The case involved a Croatian taxpayer (E.P), with a dependent child who received support for learning mobility under the Erasmus+ programme. Prior to the receipt of this support, E.P benefited from an increase in the basic personal allowance for a dependent child, which could be deducted from personal income tax. However, this increase was removed in the tax assessment for FY 2014 by the tax authority of Croatia on the ground that the dependent child had received support for learning mobility under the Erasmus+ programme (Regulation (EU) No 1288/2013). E.P. brought an action against this decision and brought several appeals which eventually led to a constitutional appeal being lodged before the Constitutional Court of Croatia. Among other things, E.P. claimed that she was placed in a disadvantage, in breach of Articles 20 and 21 TFEU (right to move and reside freely within the territory of the Member States) as a result of her dependent child exercising the right to move and reside in a Member State other than that child's Member State of origin for the purposes of education.

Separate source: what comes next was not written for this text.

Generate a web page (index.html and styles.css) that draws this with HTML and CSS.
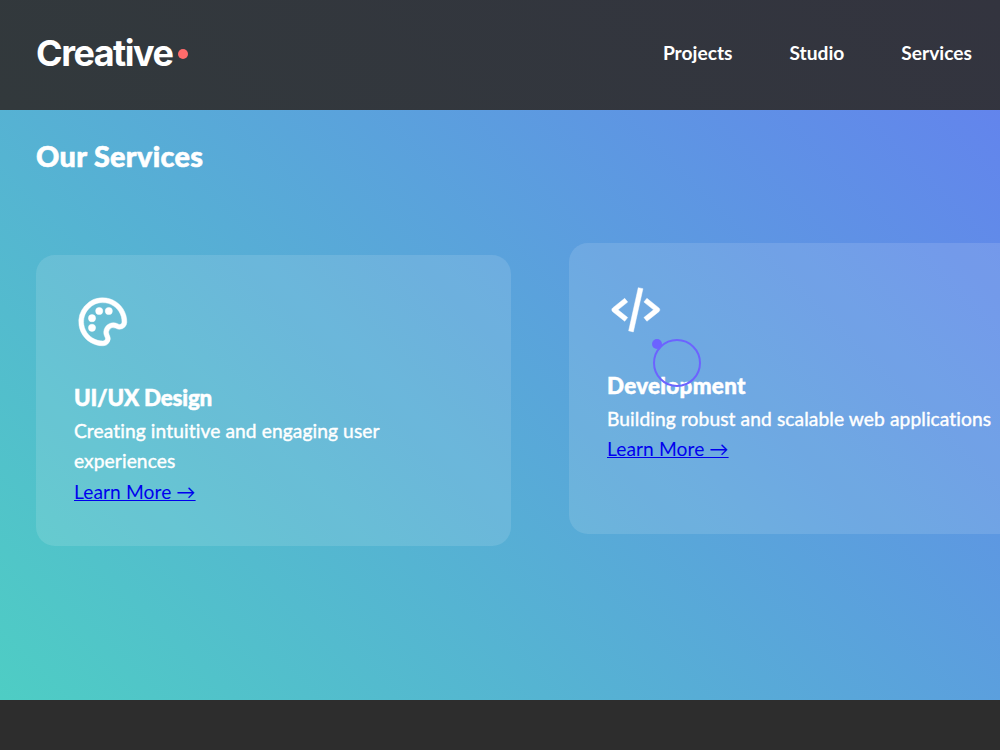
FILE: index.html
```
<!DOCTYPE html>
<html lang="en">
<head>
  <meta charset="UTF-8">
  <title>Creative Studio</title>
  <link rel="stylesheet" href="styles.css">
</head>
<body>
  <!-- Custom cursor -->
  <div class="cursor"></div>
  <div class="cursor-follower"></div>

  <header class="header">
    <div class="logo">Creative<span class="logo-dot"></span></div>
    <nav class="nav-links">
      <a href="#projects">Projects</a>
      <a href="#studio">Studio</a>
      <a href="#services">Services</a>
    </nav>
  </header>

  <!-- Services Section -->
  <section class="services" id="services">
    <h2>Our Services</h2>
    <div class="services-grid">
      <div class="service-card">
        <svg class="icon" viewBox="0 0 24 24">
          <path d="M13.4 2.096a10.08 10.08 0 0 0-8.937 3.331A10.054 10.054 0 0 0 2.096 13.4c.53 3.894 3.458 7.207 7.285 8.246a9.982 9.982 0 0 0 2.618.354l.142-.001a3.001 3.001 0 0 0 2.516-1.426 2.989 2.989 0 0 0 .153-2.879l-.199-.416a1.919 1.919 0 0 1 .094-1.912 2.004 2.004 0 0 1 2.576-.755l.412.197c.412.198.85.299 1.301.299A3.022 3.022 0 0 0 22 12.14a9.935 9.935 0 0 0-.353-2.76c-1.04-3.826-4.353-6.754-8.247-7.284zm5.158 10.909-.412-.197c-1.828-.878-4.07-.198-5.135 1.494-.738 1.176-.813 2.576-.204 3.842l.199.416a.983.983 0 0 1-.051.961.992.992 0 0 1-.844.479h-.112a8.061 8.061 0 0 1-2.095-.283c-3.063-.831-5.403-3.479-5.826-6.586-.321-2.355.352-4.623 1.893-6.389a8.002 8.002 0 0 1 7.16-2.664c3.107.423 5.755 2.764 6.586 5.826.198.73.293 1.474.282 2.207-.012.807-.845 1.183-1.441.894z"/>
          <circle cx="7.5" cy="14.5" r="1.5"/>
          <circle cx="7.5" cy="10.5" r="1.5"/>
          <circle cx="10.5" cy="7.5" r="1.5"/>
          <circle cx="14.5" cy="7.5" r="1.5"/>
        </svg>
        <h3 class="design-title">UI/UX Design</h3>
        <p>Creating intuitive and engaging user experiences</p>
        <a href="#">Learn More →</a>
      </div>
      <div class="service-card raised">
        <svg class="icon" viewBox="0 0 24 24">
          <path d="m7.375 16.781 1.25-1.562L4.601 12l4.024-3.219-1.25-1.562-5 4a1 1 0 0 0 0 1.562l5 4zm9.25-9.562-1.25 1.562L19.399 12l-4.024 3.219 1.25 1.562 5-4a1 1 0 0 0 0-1.562l-5-4zm-1.649-4.003-4 18-1.953-.434 4-18z"/>
        </svg>
        <h3>Development</h3>
        <p>Building robust and scalable web applications</p>
        <a href="#">Learn More →</a>
      </div>
    </div>
  </section>
</body>
</html>
```
FILE: styles.css
```
* {
  margin: 0;
  padding: 0;
  box-sizing: border-box;
}
body {
  font-family: Lato, "Open Sans", sans-serif;
  font-size: 19.2px;
  line-height: 1.6;
  font-variant-ligatures: none;
  color: #fff;
  background: #2d2d2d;
  height: 750px;
  overflow: hidden;
}
.header {
  height: 110px;
  padding: 0 28px 3px 36px;
  display: flex;
  align-items: center;
  justify-content: space-between;
  background: linear-gradient(45deg, #32393c, #33343f);
}
.logo {
  display: flex;
  align-items: center;
  gap: 6px;
  padding-top: 1px;
  font-family: Inter, sans-serif;
  font-size: 36px;
  font-weight: 700;
  letter-spacing: -1.5px;
}
.logo-dot {
  width: 10px;
  height: 10px;
  border-radius: 50%;
  background: #ff6b6b;
}
.nav-links {
  display: flex;
  gap: 57px;
}
.nav-links a {
  color: #fff;
  font-weight: 700;
  text-decoration: none;
}
.services {
  height: 590px;
  padding: 23px 36px 0;
  background: linear-gradient(45deg, #4ecdc4 0%, #6c63ff 146%);
}
h2 {
  font-size: 28.8px;
  font-weight: 900;
  letter-spacing: 0.33px;
  -webkit-text-stroke: 0.6px #fff;
}
.services-grid {
  display: grid;
  grid-template-columns: 475px 475px;
  gap: 58px;
  margin-top: 76px;
}
.service-card {
  height: 291px;
  padding: 38px;
  border-radius: 19px;
  background: rgba(255, 255, 255, 0.12);
}
.service-card.raised {
  transform: translateY(-12px);
}
.icon {
  display: block;
  width: 57.6px;
  height: 57.6px;
  margin-bottom: 29.2px;
  fill: #fff;
  stroke: #fff;
  stroke-width: 0.2;
}
h3 {
  font-size: 22.4px;
  font-weight: 900;
  letter-spacing: 0.3px;
  -webkit-text-stroke: 0.5px #fff;
}
.design-title {
  letter-spacing: -0.2px;
}
.service-card p {
  letter-spacing: 0.1px;
  -webkit-text-stroke: 0.4px #fff;
}
.service-card a {
  color: #0000ee;
  letter-spacing: 0.08px;
}
.cursor {
  position: absolute;
  z-index: 2;
  left: 652px;
  top: 339px;
  width: 10px;
  height: 10px;
  border-radius: 50%;
  background: #6c63ff;
}
.cursor-follower {
  position: absolute;
  z-index: 2;
  left: 652.5px;
  top: 339px;
  width: 48px;
  height: 48px;
  border: 2px solid #6c63ff;
  border-radius: 50%;
}
```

The Constitutional Court of Croatia referred the case to the CJ for a preliminary ruling asking whether Articles 20 and 21 TFEU, read in the light of the second indent of Article 165(2) TFEU, are to be interpreted as precluding legislation of a Member State which, in order to determine the amount of the basic personal allowance to which a taxpayer parent is entitled in respect of his or her dependent child, takes into account the support for learning mobility which that child has received under the Erasmus+ programme, with the result, as the case may be, that the taxpayer parent loses the entitlement to the increase of that allowance for the purposes of calculating income tax
In its judgment, the CJ found that the aforementioned legislation is not compatible with the free movement of citizens. In reaching this conclusion, the CJ first considered the object and purpose of the Erasmus+ programme, which is that the programme promotes student mobility within the European Union and enables students to begin or pursue their studies in various Member States, irrespective of their place of origin, thereby strengthening the European dimension of education and training.

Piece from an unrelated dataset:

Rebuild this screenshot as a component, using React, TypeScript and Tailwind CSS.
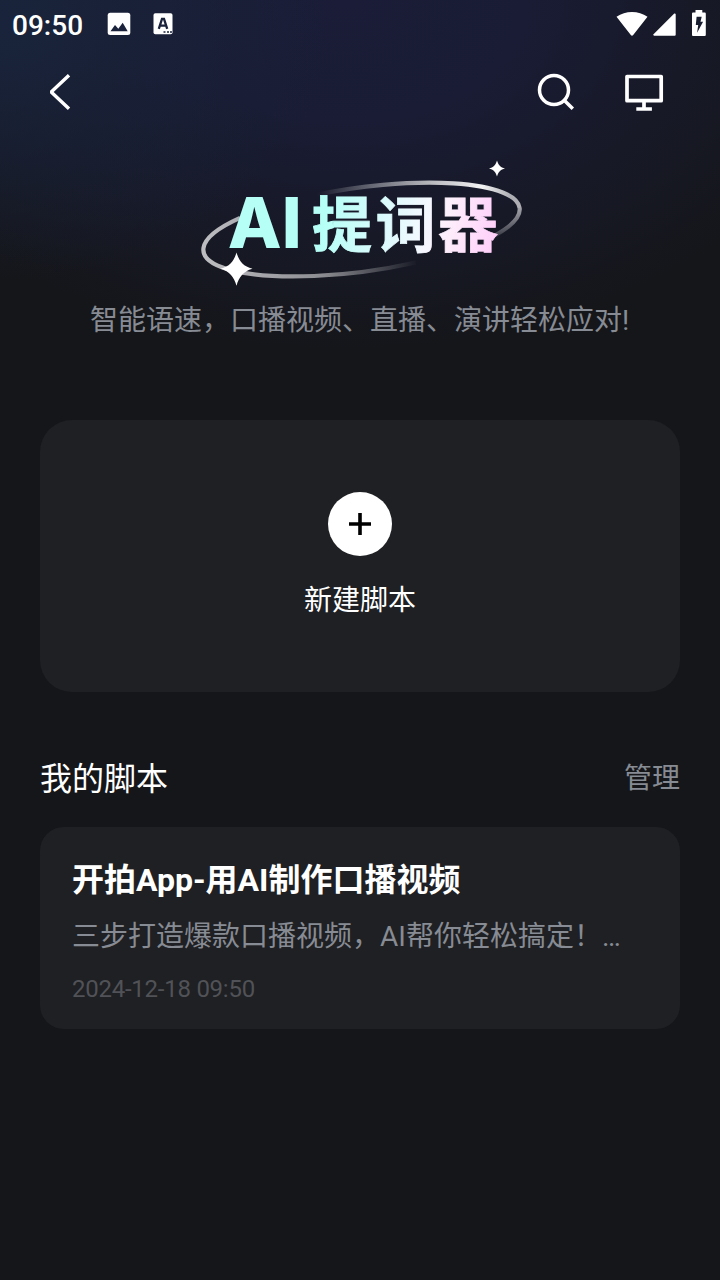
import { clsx } from "clsx";

type Script = {
  id: number;
  title: string;
  preview: string;
  createdAt: string;
};

const scripts: Script[] = [
  {
    id: 1,
    title: "开拍App-用AI制作口播视频",
    preview: "三步打造爆款口播视频，AI帮你轻松搞定！…",
    createdAt: "2024-12-18 09:50"
  }
];

function StatusBar() {
  return (
    <div className="flex h-12 items-center justify-between pl-3 pr-[13px]">
      <div className="flex items-center">
        <span className="w-[95px] pt-1 text-[28px] font-medium leading-[50px] text-white">09:50</span>
        <svg width="24" height="24" viewBox="0 0 24 24" fill="none">
          <rect x="0.7" y="0.7" width="22.6" height="22.4" rx="2.5" fill="#fff" />
          <path d="M3.5 19.2 8 12.9l3.3 3.9 4.4-6.1 5 8.5Z" fill="#1a233b" />
        </svg>
        <svg className="ml-[22px]" width="20" height="24" viewBox="0 0 20 24" fill="none">
          <rect x="0.5" y="1.3" width="19" height="21" rx="1.8" fill="#fff" />
          <path d="m5.8 16.8 3.2-10h2l3.2 10M7 13.7h6" stroke="#1a233b" strokeWidth="2.3" />
          <path d="M10.5 20h2M14 20h2M17 20h2" stroke="#1a233b" strokeWidth="1.6" />
        </svg>
      </div>
      <div className="flex items-center">
        <svg width="32" height="26" viewBox="0 0 32 26" fill="#fff">
          <path d="M0.5 5.8C9.5-.6 22.5-.6 31.5 5.8L17.2 23.9a1.5 1.5 0 0 1-2.4 0Z" />
        </svg>
        <svg className="ml-[5px]" width="23" height="26" viewBox="0 0 23 26" fill="#fff">
          <path d="M22.7 3.2v20.6a1 1 0 0 1-1 1H1.2c-.9 0-1.3-1-.7-1.6L21 2.7c.6-.6 1.7-.3 1.7.5Z" />
        </svg>
        <svg className="ml-[15px]" width="16" height="28" viewBox="0 0 16 28" fill="none">
          <path d="M4.5 0h6.8v2.5h2.2c.8 0 1.3.5 1.3 1.3v20.9c0 .8-.5 1.3-1.3 1.3H2.3c-.8 0-1.3-.5-1.3-1.3V3.8c0-.8.5-1.3 1.3-1.3h2.2Z" fill="#fff" />
          <path d="M5.6 6.8h5.1l-1.2 5h2.6L6.1 22.8l1.1-7.7H4.8Z" fill="#191d30" />
        </svg>
      </div>
    </div>
  );
}

function NavBar() {
  return (
    <header className="flex h-[88px] items-center justify-between pl-10 pr-14">
      <button aria-label="返回">
        <svg width="40" height="40" viewBox="0 0 40 40" fill="none" stroke="#fff" strokeWidth="3.4">
          <path d="M29 3.2 11.2 20 29 36.8" strokeLinejoin="bevel" />
        </svg>
      </button>
      <div className="flex gap-12">
        <button aria-label="搜索">
          <svg width="40" height="40" viewBox="0 0 40 40" fill="none" stroke="#fff" strokeWidth="3.5">
            <circle cx="18" cy="17.9" r="14.5" />
            <path d="m28.2 28.2 8.6 8.6" />
          </svg>
        </button>
        <button aria-label="投屏">
          <svg width="40" height="40" viewBox="0 0 40 40" fill="none" stroke="#fff" strokeWidth="3.7">
            <rect x="3" y="4.5" width="34.2" height="24.2" strokeLinejoin="round" />
            <path d="M20 28.5V36M12.3 37h15.6" />
          </svg>
        </button>
      </div>
    </header>
  );
}

function Logo() {
  return (
    <svg width="340" height="145" viewBox="190 150 340 145" fill="none">
      <defs>
        <linearGradient id="title" gradientUnits="userSpaceOnUse" x1="325" y1="210" x2="495" y2="240">
          <stop offset="0" stopColor="#b5fff7" />
          <stop offset="0.58" stopColor="#f4f8ff" />
          <stop offset="0.72" stopColor="#fdeefb" />
          <stop offset="1" stopColor="#ffcffa" />
        </linearGradient>
        <linearGradient id="ringTop" gradientUnits="userSpaceOnUse" x1="-41" y1="-30" x2="150" y2="0">
          <stop offset="0" stopColor="#fff" stopOpacity="0" />
          <stop offset="0.5" stopColor="#fff" stopOpacity="0.6" />
          <stop offset="0.85" stopColor="#fff" stopOpacity="0.95" />
          <stop offset="1" stopColor="#fff" stopOpacity="0.65" />
        </linearGradient>
        <linearGradient id="ringTail" gradientUnits="userSpaceOnUse" x1="0" y1="-8" x2="0" y2="26">
          <stop offset="0" stopColor="#fff" stopOpacity="0.75" />
          <stop offset="1" stopColor="#fff" stopOpacity="0.15" />
        </linearGradient>
        <linearGradient id="ringBottom" gradientUnits="userSpaceOnUse" x1="-160" y1="0" x2="52" y2="0">
          <stop offset="0" stopColor="#fff" stopOpacity="0.72" />
          <stop offset="0.55" stopColor="#fff" stopOpacity="0.5" />
          <stop offset="1" stopColor="#fff" stopOpacity="0" />
        </linearGradient>
      </defs>
      <g transform="translate(361.5 229.6) rotate(-7.8)" strokeWidth="4.2">
        <path d="M-41.2-40.6A159.6 42 0 0 1 159.6 0" stroke="url(#ringTop)" />
        <path d="M159.6 0A159.6 42 0 0 1 131.2 23.9" stroke="url(#ringTail)" />
        <path d="M-118.7-28.1A159.6 42 0 0 0 49.3 39.9" stroke="url(#ringBottom)" />
      </g>
      <text x="227.8 281.8" y="248" fill="url(#title)" className="font-[Inter,sans-serif] text-[70px] font-extrabold">
        AI
      </text>
      <text
        x="312 375.5 438"
        y="247"
        fill="url(#title)"
        stroke="url(#title)"
        strokeWidth="0.8"
        className="font-['Noto_Sans_CJK_SC',sans-serif] text-[60px] font-bold"
      >
        提词器
      </text>
      <path d="M236.5 252.5c2.6 8.8 6.7 13.8 16 16.3-9.3 2.5-13.4 8.2-16 17-2.6-8.8-6.7-14.5-16-17 9.3-2.5 13.4-7.5 16-16.3Z" fill="#fff" />
      <path d="M497 160.5c1.3 4.6 3.5 7 8 8-4.5 1-6.7 3.4-8 8-1.3-4.6-3.5-7-8-8 4.5-1 6.7-3.4 8-8Z" fill="#fff" />
    </svg>
  );
}

function ScriptCard({ script }: { script: Script }) {
  return (
    <article className="h-[202px] rounded-3xl bg-[#1f2023] px-8 pt-8">
      <h3 className="text-[32px] font-bold leading-[42px] text-white">{script.title}</h3>
      <p className="mt-4 whitespace-nowrap text-[28px] leading-10 text-[#878b93]">{script.preview}</p>
      <p className="mt-3.5 text-2xl leading-9 tracking-[-0.25px] text-[#515257]">{script.createdAt}</p>
    </article>
  );
}

export default function App() {
  return (
    <div
      className={clsx(
        "h-[1280px] w-[720px] overflow-hidden bg-[#15161a]",
        "font-[Roboto,'Noto_Sans_CJK_SC',sans-serif]"
      )}
    >
      <div className="h-[420px] bg-[radial-gradient(ellipse_330px_260px_at_0%_5%,#19243c_0%,transparent_100%),radial-gradient(ellipse_520px_350px_at_48%_0%,#1b1d38_0%,#191c34_35%,transparent_100%)]">
        <StatusBar />
        <NavBar />
        <section className="flex flex-col items-center pt-3.5">
          <Logo />
          <p className="mt-1.5 pr-px text-[28px] leading-10 text-[#878b93]">
            智能语速，口播视频、直播、演讲轻松应对!
          </p>
        </section>
      </div>

      <main className="px-10">
        <button className="flex h-[272px] w-full flex-col items-center rounded-[32px] bg-[#1f2023] pt-[72px]">
          <span className="flex size-16 items-center justify-center rounded-full bg-white">
            <svg width="24" height="24" viewBox="0 0 24 24" stroke="#000" strokeWidth="3.6">
              <path d="M12 1v22M1 12h22" />
            </svg>
          </span>
          <span className="mt-[25px] text-[28px] leading-10 text-white">新建脚本</span>
        </button>

        <div className="mt-[63px] flex h-12 items-center justify-between">
          <h2 className="text-[32px] leading-[48px] text-white">我的脚本</h2>
          <button className="text-[28px] leading-10 text-[#878b93]">管理</button>
        </div>

        <div className="mt-6 space-y-6">
          {scripts.map((script) => (
            <ScriptCard key={script.id} script={script} />
          ))}
        </div>
      </main>
    </div>
  );
}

The CJ then stated that it is true that EU law offers no guarantee to a citizen of the Union that the exercise of his or her freedom of movement will be neutral as regards taxation. However, if a Member State participates in the Erasmus+ programme, it must ensure that the arrangements for the allocation and taxation of grants to support the mobility of beneficiaries of that programme do not create an unjustified restriction on the right to move and reside in the territory of the Member States.
Subsequently, the CJ stated that the taking into account the mobility support which a dependent child has received under the Erasmus+ programme for the purposes of determining the amount of the basic allowance to which a parent taxpayer is entitled in respect of that child, with the consequent loss of the entitlement to the increase in that allowance for the purposes of calculating income tax, is liable to constitute a restriction on the right to freedom of movement and residence enjoyed by citizens of the Union under Article 21 TFEU. In addition, the CJ stated that having regard to the economic links between the child and his or her parent, both the dependent child and the taxpayer parent may, in circumstances such as those in the case in the main proceedings, rely on Article 21 TFEU and the provisions adopted for its application.

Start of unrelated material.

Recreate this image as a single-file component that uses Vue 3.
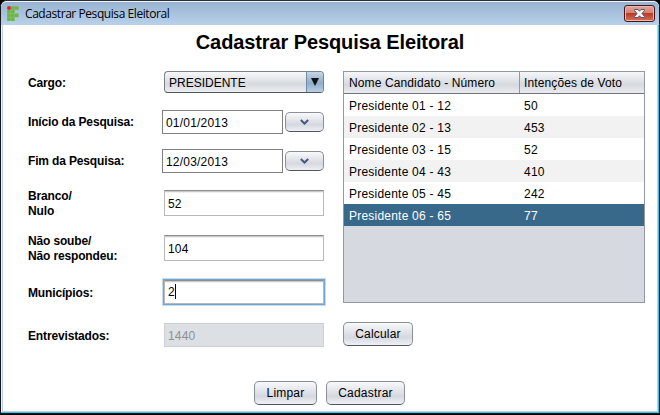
<script setup>
import { ref } from 'vue'

const title = 'Cadastrar Pesquisa Eleitoral'
const candidates = ref([
  { name: 'Presidente 01 - 12', votes: 50 },
  { name: 'Presidente 02 - 13', votes: 453 },
  { name: 'Presidente 03 - 15', votes: 52 },
  { name: 'Presidente 04 - 43', votes: 410 },
  { name: 'Presidente 05 - 45', votes: 242 },
  { name: 'Presidente 06 - 65', votes: 77 },
])
const selected = ref(5)
const dates = [
  { label: 'Início da Pesquisa:', value: '01/01/2013' },
  { label: 'Fim da Pesquisa:', value: '12/03/2013' },
]
</script>

<template>
  <div class="window">
    <header class="titlebar">
      <svg class="logo" width="12" height="15" viewBox="0 0 12 15">
        <g fill="#6fb83c">
          <rect x="4" y="0.2" width="3.7" height="3.6" rx=".4" />
          <rect x="7.900" y="0.2" width="3.7" height="3.6" rx=".4" />
          <rect x="0.1" y="3.900" width="3.7" height="3.6" rx=".4" />
          <rect x="4" y="3.900" width="3.7" height="3.6" rx=".4" />
          <rect x="0.1" y="7.600" width="3.7" height="3.6" rx=".4" />
          <rect x="4" y="7.600" width="3.7" height="3.6" rx=".4" />
          <rect x="7.900" y="7.600" width="3.7" height="3.6" rx=".4" />
          <rect x="0.1" y="11.300" width="3.7" height="3.6" rx=".4" />
          <rect x="4" y="11.300" width="3.7" height="3.6" rx=".4" />
        </g>
        <circle cx="2" cy="2" r="2" fill="#e3202b" />
      </svg>
      <span class="caption">{{ title }}</span>
      <button class="close" aria-label="Fechar">
        <svg width="11" height="9" viewBox="0 0 11 9">
          <path d="M.5 .5H4L5.500 2.200 7 .5H10.500V1.500L8 4.500 10.500 7.500V8.500H7L5.500 6.800 4 8.500H.5V7.500L3 4.500 .5 1.500Z" fill="#f4f4f6" stroke="#58566b" />
        </svg>
      </button>
    </header>

    <main class="content">
      <h1>{{ title }}</h1>
      <div class="columns">
        <form class="form" @submit.prevent>
          <div class="row">
            <label class="lower">Cargo:</label>
            <div class="combo">
              <span>PRESIDENTE</span>
              <i><svg width="8" height="8" viewBox="0 0 8 8"><path d="M0 0H8L4 8Z" fill="#111" /></svg></i>
            </div>
          </div>
          <div v-for="d in dates" :key="d.label" class="row">
            <label>{{ d.label }}</label>
            <div class="date">
              <div class="date-box">{{ d.value }}</div>
              <button class="btn drop">
                <svg width="9" height="6" viewBox="0 0 9 6"><path d="M.8 1L4.500 4.500 8.200 1" fill="none" stroke="#47587f" stroke-width="2" /></svg>
              </button>
            </div>
          </div>
          <div class="row">
            <label class="lower">Branco/<br />Nulo</label>
            <div class="field">52</div>
          </div>
          <div class="row">
            <label class="lower">Não soube/<br />Não respondeu:</label>
            <div class="field">104</div>
          </div>
          <div class="row">
            <label class="lower">Municípios:</label>
            <div class="field focused">2<span class="caret"></span></div>
          </div>
          <div class="row">
            <label class="lower">Entrevistados:</label>
            <div class="field disabled">1440</div>
          </div>
        </form>

        <section class="results">
          <div class="table">
            <div class="tr head"><span>Nome Candidato - Número</span><span>Intenções de Voto</span></div>
            <div
              v-for="(c, i) in candidates"
              :key="c.name"
              class="tr"
              :class="{ odd: i % 2, selected: i === selected }"
            >
              <span>{{ c.name }}</span><span>{{ c.votes }}</span>
            </div>
          </div>
          <button class="btn calc">Calcular</button>
        </section>
      </div>

      <footer class="actions">
        <button class="btn clear">Limpar</button>
        <button class="btn save">Cadastrar</button>
      </footer>
    </main>
  </div>
</template>

<style>
body {
  background: #000;
}
</style>

<style scoped>
* {
  box-sizing: border-box;
}
.window {
  width: 660px;
  height: 414px;
  padding: 0 1px 0 1px;
  border: 1px solid #14161c;
  border-top-color: #2b2b33;
  border-radius: 7px 7px 0 0;
  background: #b9d1ea;
  box-shadow: inset -1px -1px 0 #35c5e4, inset 1px 1px 0 #eef4fb;
  font: 12px/15px "Liberation Sans", Arial, sans-serif;
  color: #000;
}
.titlebar {
  height: 24px;
  margin: 0 -1px;
  padding: 0 4px 0 6px;
  display: flex;
  align-items: center;
  border-top: 1px solid #eef4fb;
  border-radius: 6px 6px 0 0;
  background: linear-gradient(#98b3d1, #b9d1ea);
}
.logo {
  margin-top: -1px;
}
.caption {
  margin-left: 6px;
  flex: 1;
  font: 12px/16px "Open Sans", "Noto Sans", sans-serif;
  letter-spacing: -0.43px;
}
.close {
  width: 31px;
  height: 17px;
  padding: 0;
  display: grid;
  place-items: center;
  border: 1px solid #45151d;
  border-radius: 3px;
  background: linear-gradient(#e2a399, #d78376 45%, #b93c25 50%, #d1715c);
  box-shadow: inset 0 0 0 1px #ecb9ae;
}
.content {
  height: 386px;
  margin: 0 1px;
  background: #fff;
}
h1 {
  margin: 0;
  height: 38px;
  padding-top: 5px;
  text-align: center;
  font-size: 20px;
  line-height: 24px;
  letter-spacing: -0.1px;
}
.columns {
  display: flex;
  padding-left: 25px;
  height: 292px;
}
.form {
  width: 315px;
  display: grid;
  grid-template-rows: 38px 42px 36px 48px 42px 46px 40px;
}
.row {
  display: grid;
  grid-template-columns: 134px 162px;
  align-items: center;
}
label {
  font-weight: bold;
  letter-spacing: -0.15px;
}
.lower {
  padding-top: 2px;
}
.combo {
  margin: 0 0 0 2px;
  width: 160px;
  height: 22px;
  display: flex;
  border: 1px solid #7c8089;
  border-bottom-color: #52565f;
  border-radius: 4px;
  background: linear-gradient(#f8f8fa, #d6d9df 60%, #eceef2);
  line-height: 22px;
  overflow: hidden;
}
.combo span {
  flex: 1;
  padding-left: 4px;
}
.combo i {
  width: 17px;
  display: grid;
  place-items: center;
  border-left: 1px solid #6d8ba6;
  background: linear-gradient(#c5d6e4, #8fadc6 55%, #b7cfe2);
}
.date {
  display: flex;
  align-items: center;
  gap: 2px;
}
.date-box {
  width: 121px;
  height: 24px;
  padding-left: 3px;
  border: 1px solid #7f7f7f;
  line-height: 24px;
  letter-spacing: 0.2px;
}
.btn {
  height: 24px;
  padding: 0;
  border: 1px solid #8b8f98;
  border-bottom-color: #52565f;
  border-radius: 5px;
  background: linear-gradient(#f9f9fb, #d5d8df 65%, #eef0f5);
  font: 12px/22px "Liberation Sans", Arial, sans-serif;
  letter-spacing: 0.2px;
  color: #000;
}
.drop {
  width: 39px;
  height: 20px;
  display: grid;
  place-items: center;
}
.field {
  margin-left: 2px;
  width: 160px;
  height: 26px;
  padding-left: 3px;
  border: 1px solid #b9b9b9;
  border-top-color: #8d8d8d;
  box-shadow: inset 0 1px 0 #c9c9c9, inset 0 2px 0 #f0f0f0;
  line-height: 26px;
  letter-spacing: 0.2px;
}
.focused {
  height: 24px;
  line-height: 23px;
  box-shadow: inset 0 1px 0 #c9c9c9, inset 0 2px 0 #f0f0f0, 0 0 0 1px #73a4d1, 0 0 0 2px #c4dcf0;
}
.caret {
  display: inline-block;
  width: 1px;
  height: 15px;
  vertical-align: -3px;
  background: #000;
}
.disabled {
  height: 24px;
  line-height: 24px;
  border-color: #cdd0d5;
  background: #dce0e5;
  box-shadow: none;
  color: #8e8f91;
}
.results {
  padding-top: 8px;
}
.table {
  width: 302px;
  height: 232px;
  border: 1px solid #9297a1;
  background: #d6d9e0;
}
.tr {
  height: 22px;
  display: grid;
  grid-template-columns: 175px 1fr;
  line-height: 24px;
  letter-spacing: 0.22px;
  background: #fff;
}
.tr span {
  padding-left: 5px;
}
.head {
  border-bottom: 1px solid #70747e;
  background: linear-gradient(#f6f7f9, #d6d9df 60%, #e9ebf0);
  line-height: 22px;
  letter-spacing: 0.12px;
}
.head span + span {
  height: 21px;
  padding-left: 4px;
  border-left: 1px solid #9297a1;
}
.odd {
  background: #f2f2f2;
}
.selected {
  background: #39698a;
  color: #fff;
}
.calc {
  display: block;
  width: 70px;
  margin-top: 19px;
}
.actions {
  display: flex;
  gap: 9px;
  padding: 26px 0 0 251px;
}
.clear {
  width: 63px;
}
.save {
  width: 79px;
}
</style>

Regarding whether the aforementioned restriction could be justified by an overriding reason of public interest and whether the provisions of the national law at issue are in line with the principles of proportionality, the Court first found that the provided justification (i.e., that the national legislation intends to take into account the real capacity of the taxpayer parent to pay income tax) constitutes an objective of public interest and, in principle, is a justification.
However, when considering whether the measure is appropriate for ensuring attainment of the objective relied on, the CJ considered that the receipt of the support under the Erasmus+ programme does not increase the taxpayer parent's capacity to pay tax, as the support is supposed to contribute to covering additional costs of studying abroad, which would not have arisen in the absence of the student mobility. On such basis, the CJ concluded that the tax treatment of the support for learning mobility is therefore not capable of considering the real capacity of the parent taxpayer to pay income tax and may even lead to a heavier tax burden for those taxpayers.
Considering the lack of compliance with the suitability element of the principle of proportionality, the CJ ruled that the aforementioned discussed component of the Croatian income tax system is precluded under EU law.
French Court judgment on the compatibility of retroactive legislation with the EU principles of legitimate expectations and legal certainty
On 5 February 2025, the French Supreme Administrative Court delivered a judgment which, among other things, concerns the issue of whether retroactive legislation is compatible with the EU principles of legitimate expectations and legal certainty.
The case deals with French legislation which provided for an exit tax applicable to individuals who transferred their residence out of France and was introduced into domestic law on 11 May 2011 and formally adopted on 29 July 2011. The exit tax applied retroactively to transfers of residence that took place on or after 3 March 2011, which was the day when the Budget Minister publicly mentioned the existence of reflections within the Ministry on a possible restoration of an exit tax. In such context, the question of whether the retroactive entry into force of the exit tax violated the EU principles of legitimate expectations and legal certainty was raised before the French Supreme Administrative Court.
The French Court first held that general principles of EU law must apply in all situations governed by EU law, which include exit tax rules as this tax infringes the freedom of establishment and constitutes an exception to the general prohibition of restrictions of this freedom (justified by the necessity to preserve the taxing rights of France).
The French Court further noted that pursuant to case law of the CJ (i.e., Stichting 'Goed Wonen' v Staatssecretaris van Financiën, C-376/02) a new tax measure may have a retroactive effect under the exceptional circumstance that such retroactive effect prevents taxpayers from using a tax loophole that is available during the legislative process, provided that taxpayers are warned of the impending adoption of the new measure. Based on the understanding that the opinion expressed by the French Budget Minister on 3 March 2022 was purely prospective and no official announcement of the exit tax had been made before the presentation of the amending finance bill on 11 May 2011, the French Supreme Administrative Court concluded that the application of the exit tax to transfers of residence that occurred between 3 March 2011 and 11 May 2011 amounted to a violation of the EU principle of legitimate expectations and legal certainty.